In early adulthood, I always considered the expression a "strong foundation" quite literally. After all, I was blonde, schooled in Amelia Bedelia books, and raised in quake country, where the lessons had been learned locally in 1906 and again in 1989.
So when my husband and I were shopping for our first Bay Area home, against our bank account's wishes, all the risks were swirling in my head. Of course, my husband was more concerned about Allan Greenspan's fiscal recommendations, but I kept going back to The Three Little Pigs. There'd be no straw and sticks for this savvy home buyer! And while we didn't actually end up with a house made of bricks, we did manage to avoid one constructed on landfill-- so that Big Bad Mother Nature couldn't shake it all down.
Just ten years later, my paradigm had shifted more than any of our local fault lines, and physical structures were no longer forefront in my mind. I was now raising two young children who made me interpret "foundation" more figuratively. Let there be preschool, strong community ties, and an entire childhood of teachable moments about what is right and wrong.
The early lessons all seemed to boil down to a long list of don'ts: "Don't steal." "Don't cheat." "Don't beat your sister with your new sparkly baton." This strategy was coupled with desperate attempts to catch the little scoundrels being good-- and then employing every Psych 101 reinforcement strategy I could remember.

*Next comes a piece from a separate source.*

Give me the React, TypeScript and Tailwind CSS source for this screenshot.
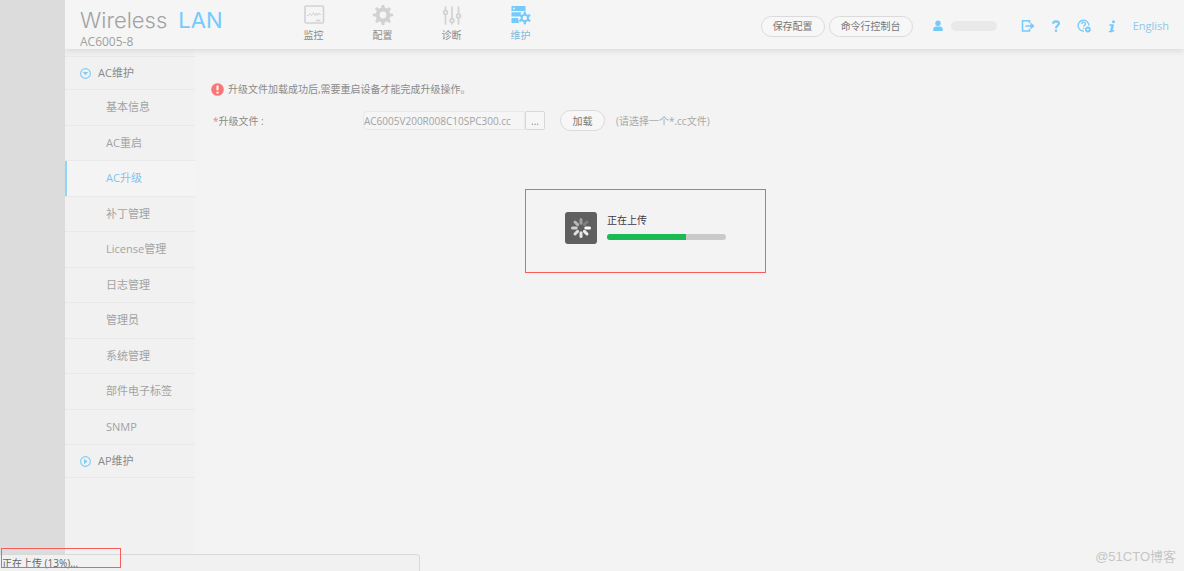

It was an art form to find a positive angle for every hair-rasing skirmish I mediated. However, the day I uttered: "I'm so proud you stopped pulling your sister's hair out the first time I asked you to...What color sticker do you want?" might best be considered an abstract art form, because I'm still asking myself "What was that?" I'm now thinking a Biblical hair-follicle-for-a-hair-follice approach might have been more effective.
Fast-forward ten more years that passed in the blink of a now sunken and crinkled eye, and I have yet another Freudian free-association with "foundation." And while the association is free, the product is definitely not. For I am talking about the mother of all cosmetic inventions that takes a girl's face from 40-something to thirty-ish in the swipe of a sponge.
Foundation. It's one aptly named product. It's the base on which to pile ten pounds of other products that make an old gal presentable to her viewing public. But let's call it what it really is: a mask, albeit the opposite of any you'd wear on Halloween because by wearing it, you're hoping to avoid scaring young children. It's your daily life anti-Boo!
And a girl's dependence upon it begins innocently enough. It starts with a quick stop at the local drug store to pick up a generic-brand bargain to conceal a zit, a late night, or if you were stupid enough to allow suction, a hickey. Then, before you know it, you're desperate enough to believe you'll be be even more "flawless" by shelling out the big bucks at the mall.
At my age, no matter what Consumer Reports says, I still have high hopes that the extra twenty dollars spent on the French-made bottle of liquid luminescense will Erase those fine lines! Mattify the T-Zone! Make me look like the air-brushed goddess on the poster!
Indeed, like most mirror-owning women my age, my use of foundation has gone from "special occasions only" to the daily putty and spackle that holds my face together. Its mission is to hide the fact that my childhood was sunscreen optional, that I have sleepless nights of worry about my family and friends, and that the fruit of the union of Father Time and Mother Loss-of-Elasticity makes a girl look an awful lot like an apple doll.
So, to heck with cement cinder blocks and moral fiber, my strong foundation now comes from the cosmetic counter.